- _What is required_: Write out the material exactly, without any of its pictures.

- _Information provided_:
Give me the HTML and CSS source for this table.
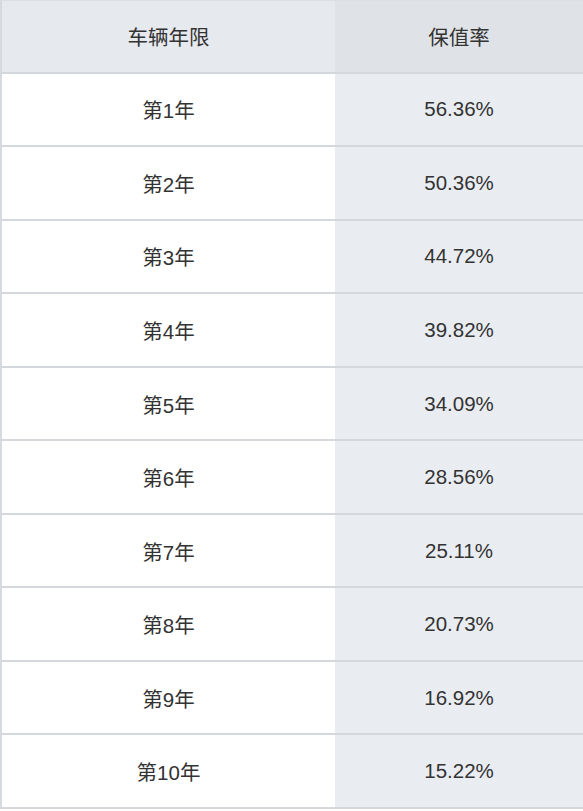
FILE: index.html
```html
<!DOCTYPE html>
<html lang="zh-CN">
<head>
<meta charset="utf-8">
<link rel="stylesheet" href="styles.css">
</head>
<body>
<table class="rate-table">
  <thead>
    <tr><th class="col-year">车辆年限</th><th class="col-rate">保值率</th></tr>
  </thead>
  <tbody>
    <tr><td class="col-year">第1年</td><td class="col-rate">56.36%</td></tr>
    <tr><td class="col-year">第2年</td><td class="col-rate">50.36%</td></tr>
    <tr><td class="col-year">第3年</td><td class="col-rate">44.72%</td></tr>
    <tr><td class="col-year">第4年</td><td class="col-rate">39.82%</td></tr>
    <tr><td class="col-year">第5年</td><td class="col-rate">34.09%</td></tr>
    <tr><td class="col-year">第6年</td><td class="col-rate">28.56%</td></tr>
    <tr><td class="col-year">第7年</td><td class="col-rate">25.11%</td></tr>
    <tr><td class="col-year">第8年</td><td class="col-rate">20.73%</td></tr>
    <tr><td class="col-year">第9年</td><td class="col-rate">16.92%</td></tr>
    <tr><td class="col-year">第10年</td><td class="col-rate">15.22%</td></tr>
  </tbody>
</table>
</body>
</html>
```
FILE: styles.css
```css
html, body {
  margin: 0;
  padding: 0;
  background: #ffffff;
}
.rate-table {
  width: 100%;
  border-collapse: collapse;
  border-top: 1px solid #dcdfe3;
  border-left: 2px solid #d6d9dd;
  font-family: "Liberation Sans", Arial, "Noto Sans CJK SC", sans-serif;
  font-size: 20.5px;
  color: #333333;
  table-layout: fixed;
}
.rate-table th,
.rate-table td {
  height: 71.55px;
  padding: 0;
  text-align: center;
  vertical-align: middle;
  font-weight: normal;
  border-bottom: 2px solid #d4d7db;
}
.rate-table th {
  height: 70.55px;
}
.rate-table .col-year {
  width: 333px;
}
.rate-table th.col-year {
  background: #e6e9ed;
}
.rate-table th.col-rate {
  background: #dfe2e6;
}
.rate-table td.col-year {
  background: #ffffff;
}
.rate-table td.col-rate {
  background: #e9edf1;
}
```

- _Correct response_:
Give me the HTML and CSS source for this table.
FILE: index.html
```html
<!DOCTYPE html>
<html lang="zh-CN">
<head>
<meta charset="utf-8">
<link rel="stylesheet" href="styles.css">
</head>
<body>
<table class="rate-table">
  <thead>
    <tr><th class="col-year">车辆年限</th><th class="col-rate">保值率</th></tr>
  </thead>
  <tbody>
    <tr><td class="col-year">第1年</td><td class="col-rate">56.36%</td></tr>
    <tr><td class="col-year">第2年</td><td class="col-rate">50.36%</td></tr>
    <tr><td class="col-year">第3年</td><td class="col-rate">44.72%</td></tr>
    <tr><td class="col-year">第4年</td><td class="col-rate">39.82%</td></tr>
    <tr><td class="col-year">第5年</td><td class="col-rate">34.09%</td></tr>
    <tr><td class="col-year">第6年</td><td class="col-rate">28.56%</td></tr>
    <tr><td class="col-year">第7年</td><td class="col-rate">25.11%</td></tr>
    <tr><td class="col-year">第8年</td><td class="col-rate">20.73%</td></tr>
    <tr><td class="col-year">第9年</td><td class="col-rate">16.92%</td></tr>
    <tr><td class="col-year">第10年</td><td class="col-rate">15.22%</td></tr>
  </tbody>
</table>
</body>
</html>
```
FILE: styles.css
```css
html, body {
  margin: 0;
  padding: 0;
  background: #ffffff;
}
.rate-table {
  width: 100%;
  border-collapse: collapse;
  border-top: 1px solid #dcdfe3;
  border-left: 2px solid #d6d9dd;
  font-family: "Liberation Sans", Arial, "Noto Sans CJK SC", sans-serif;
  font-size: 20.5px;
  color: #333333;
  table-layout: fixed;
}
.rate-table th,
.rate-table td {
  height: 71.55px;
  padding: 0;
  text-align: center;
  vertical-align: middle;
  font-weight: normal;
  border-bottom: 2px solid #d4d7db;
}
.rate-table th {
  height: 70.55px;
}
.rate-table .col-year {
  width: 333px;
}
.rate-table th.col-year {
  background: #e6e9ed;
}
.rate-table th.col-rate {
  background: #dfe2e6;
}
.rate-table td.col-year {
  background: #ffffff;
}
.rate-table td.col-rate {
  background: #e9edf1;
}
```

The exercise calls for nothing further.